_WHAT TO WORK ON_:
In the material below, the lines containing the word "index" are required; copy each of them.

===== SUPPLIED INFORMATION

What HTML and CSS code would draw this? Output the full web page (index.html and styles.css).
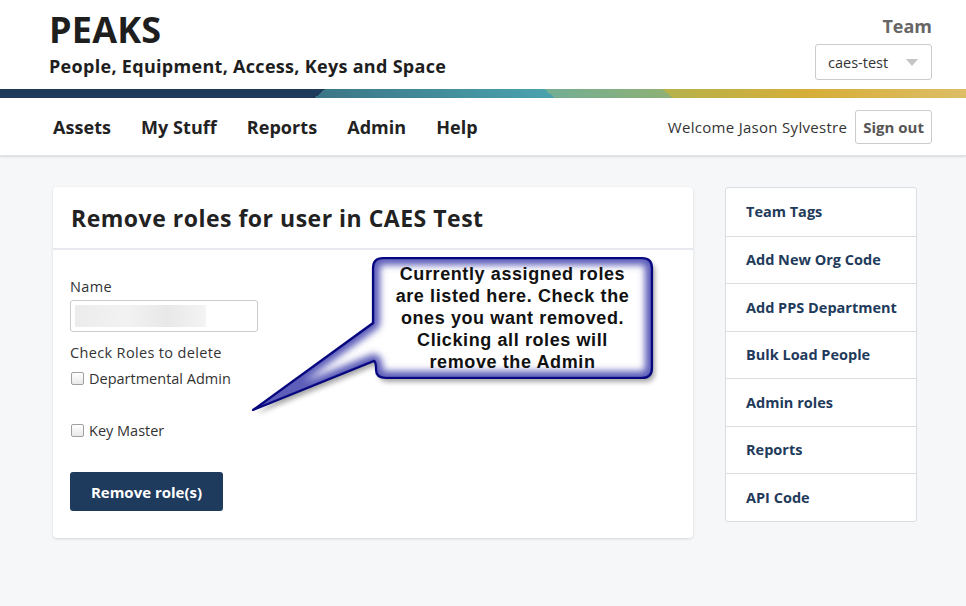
FILE: index.html
```html
<!DOCTYPE html>
<html>
<head>
<meta charset="utf-8">
<title>PEAKS</title>
<link rel="stylesheet" href="styles.css">
</head>
<body>
<header class="top">
  <div class="wrap top-inner">
    <div class="brand">
      <div class="brand-title">PEAKS</div>
      <div class="brand-sub">People, Equipment, Access, Keys and Space</div>
    </div>
    <div class="team">
      <div class="team-label">Team</div>
      <div class="team-select"><span>caes-test</span><span class="caret"></span></div>
    </div>
  </div>
</header>
<div class="stripe"></div>
<nav class="navbar">
  <div class="wrap nav-inner">
    <ul class="nav-links">
      <li>Assets</li>
      <li>My Stuff</li>
      <li>Reports</li>
      <li>Admin</li>
      <li>Help</li>
    </ul>
    <div class="nav-user">
      <span class="welcome">Welcome Jason Sylvestre</span>
      <span class="signout">Sign out</span>
    </div>
  </div>
</nav>
<main class="content">
  <section class="card">
    <div class="card-head"><h1>Remove roles for user in CAES Test</h1></div>
    <div class="card-body">
      <div class="label">Name</div>
      <div class="input"><span class="blur"></span></div>
      <div class="label roles-label">Check Roles to delete</div>
      <label class="check first"><input type="checkbox"><span>Departmental Admin</span></label>
      <label class="check second"><input type="checkbox"><span>Key Master</span></label>
      <button class="btn">Remove role(s)</button>
    </div>
    <div class="callout">
      <svg class="callout-svg" width="430" height="180" viewBox="0 0 430 180">
        <defs>
          <clipPath id="bubbleClip">
            <path id="bubblePath" d="M143 8 H402 Q412 8 412 18 V118 Q412 128 402 128 H146 Q136 128 136 120 Q136 112 134 111 L13 160 L133 73 V18 Q133 8 143 8 Z"/>
          </clipPath>
          <filter id="shadow" x="-10%" y="-10%" width="130%" height="130%">
            <feDropShadow dx="3" dy="4" stdDeviation="2.5" flood-color="#000" flood-opacity="0.35"/>
          </filter>
          <filter id="glow" x="-10%" y="-10%" width="120%" height="120%">
            <feGaussianBlur stdDeviation="3.5"/>
          </filter>
        </defs>
        <g filter="url(#shadow)">
          <use href="#bubblePath" fill="#ffffff"/>
        </g>
        <g clip-path="url(#bubbleClip)">
          <use href="#bubblePath" fill="none" stroke="#5d5dba" stroke-width="14" stroke-linejoin="round" filter="url(#glow)"/>
          <use href="#bubblePath" fill="none" stroke="#4a4aae" stroke-width="3" stroke-linejoin="round"/>
        </g>
        <use href="#bubblePath" fill="none" stroke="#06067f" stroke-width="2.2" stroke-linejoin="round"/>
      </svg>
      <div class="callout-text">Currently assigned roles are listed here. Check the ones you want removed. Clicking all roles will remove the Admin</div>
    </div>
  </section>
  <aside class="side">
    <div class="side-item">Team Tags</div>
    <div class="side-item">Add New Org Code</div>
    <div class="side-item">Add PPS Department</div>
    <div class="side-item">Bulk Load People</div>
    <div class="side-item">Admin roles</div>
    <div class="side-item">Reports</div>
    <div class="side-item">API Code</div>
  </aside>
</main>
</body>
</html>
```

FILE: styles.css
```css
* { box-sizing: border-box; }
html, body { margin: 0; padding: 0; }
body {
  background: #f6f7f9;
  font-family: "Open Sans", "Lato", sans-serif;
  color: #222;
  width: 966px;
  height: 606px;
  overflow: hidden;
}
.wrap { margin-left: 49px; margin-right: 34px; }

.top { background: #fff; height: 89px; }
.top-inner { display: flex; justify-content: space-between; height: 89px; }
.brand { padding-top: 9px; }
.brand-title { font-size: 36px; font-weight: 700; line-height: 42px; color: #1e1e1e; letter-spacing: 0.2px; }
.brand-sub { font-size: 18px; font-weight: 700; line-height: 22px; margin-top: 4px; color: #1e1e1e; letter-spacing: 0.3px; }
.team { display: flex; flex-direction: column; align-items: flex-end; padding-top: 14px; }
.team-label { font-size: 18px; font-weight: 700; color: #666; line-height: 24px; }
.team-select {
  margin-top: 6px;
  width: 117px; height: 36px;
  border: 1px solid #ccc; border-radius: 3px;
  display: flex; align-items: center; justify-content: space-between;
  padding: 0 13px 0 12px;
  font-size: 14.5px; color: #333; background: #fff;
}
.caret { width: 0; height: 0; border-left: 6px solid transparent; border-right: 6px solid transparent; border-top: 7px solid #c4c4c4; }

.stripe {
  height: 9px;
  background:
    linear-gradient(140deg, #1f3b5b 33.3%, transparent 33.3%),
    linear-gradient(40deg, #3b7686 33%, #4aa2ae 56.8%, transparent 56.8%),
    linear-gradient(40deg, #72ad95 56%, #8eb176 68.9%, transparent 68.9%),
    linear-gradient(90deg, #b4b24c 68%, #d6ae38 84%, #ddbe66 100%);
}

.navbar { background: #fff; height: 58px; box-shadow: 0 1px 2px rgba(0,0,0,0.12); border-bottom: 1px solid #e2e3e8; }
.nav-inner { display: flex; justify-content: space-between; align-items: center; height: 57px; }
.nav-links { list-style: none; margin: 0; padding: 0 0 0 4px; display: flex; gap: 30px; }
.nav-links li { font-size: 18px; font-weight: 700; color: #222; letter-spacing: 0.05px; }
.nav-user { display: flex; align-items: center; gap: 8px; }
.welcome { font-size: 15px; color: #333; letter-spacing: 0.3px; }
.signout {
  height: 34px; padding: 0 7px; display: flex; align-items: center;
  border: 1px solid #ccc; border-radius: 3px;
  font-size: 15px; font-weight: 700; color: #555;
}

.content { display: flex; gap: 32px; padding: 31px 0 0 53px; align-items: flex-start; }
.card {
  position: relative;
  width: 640px; height: 351px;
  background: #fff; border-radius: 4px;
  box-shadow: 0 1px 3px rgba(0,0,0,0.13);
}
.card-head { height: 63px; display: flex; align-items: center; padding: 0 18px; border-bottom: 2px solid #e8e9ee; }
.card-head h1 { margin: 0; font-size: 23px; font-weight: 700; color: #222; letter-spacing: 0.5px; }
.card-body { padding: 27px 17px 0 17px; }
.label { font-size: 14.5px; line-height: 20px; color: #333; letter-spacing: 0.35px; }
.input { margin-top: 3px; width: 188px; height: 32px; border: 1px solid #ccc; border-radius: 3px; padding: 4px; }
.blur { display: block; width: 131px; height: 22px; background: linear-gradient(90deg, #ececec, #f2f2f2 40%, #e8e8e8 70%, #f4f4f4); }
.roles-label { margin-top: 11px; }
.check { display: flex; align-items: center; height: 20px; font-size: 14.5px; color: #333; }
.check.first { margin-top: 5px; }
.check.second { margin-top: 32px; }
.check input {
  appearance: none; -webkit-appearance: none;
  margin: 0 5px 0 1px; width: 13px; height: 13px;
  border: 1px solid #a0a0a0; border-radius: 2px;
  background: linear-gradient(#fff, #e9e9e9);
}
.btn {
  margin-top: 32px;
  width: 153px; height: 39px;
  background: #1e3a5c; color: #fff; border: none; border-radius: 3px;
  font-family: "Open Sans", sans-serif; font-size: 15px; font-weight: 700;
}

.callout { position: absolute; left: 187px; top: 63px; width: 430px; height: 180px; }
.callout-svg { position: absolute; left: 0; top: 0; }
.callout-text {
  position: absolute; left: 133px; top: 8px; width: 279px; height: 120px;
  display: flex; align-items: center; justify-content: center; text-align: center;
  font-family: "Liberation Sans", Arial, sans-serif; font-weight: 700;
  font-size: 18px; letter-spacing: 0.6px; line-height: 22px; color: #111;
  padding: 0 14px;
}

.side { width: 192px; background: #fff; border: 1px solid #dcdde2; border-radius: 3px; }
.side-item {
  height: 47.5px; display: flex; align-items: center; padding-left: 20px;
  font-size: 14.5px; font-weight: 700; color: #1f3b5b;
  border-top: 1px solid #dcdde2;
}
.side-item:first-child { border-top: none; }
```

==========

_WRITTEN SOLUTION_:
What HTML and CSS code would draw this? Output the full web page (index.html and styles.css).
FILE: index.html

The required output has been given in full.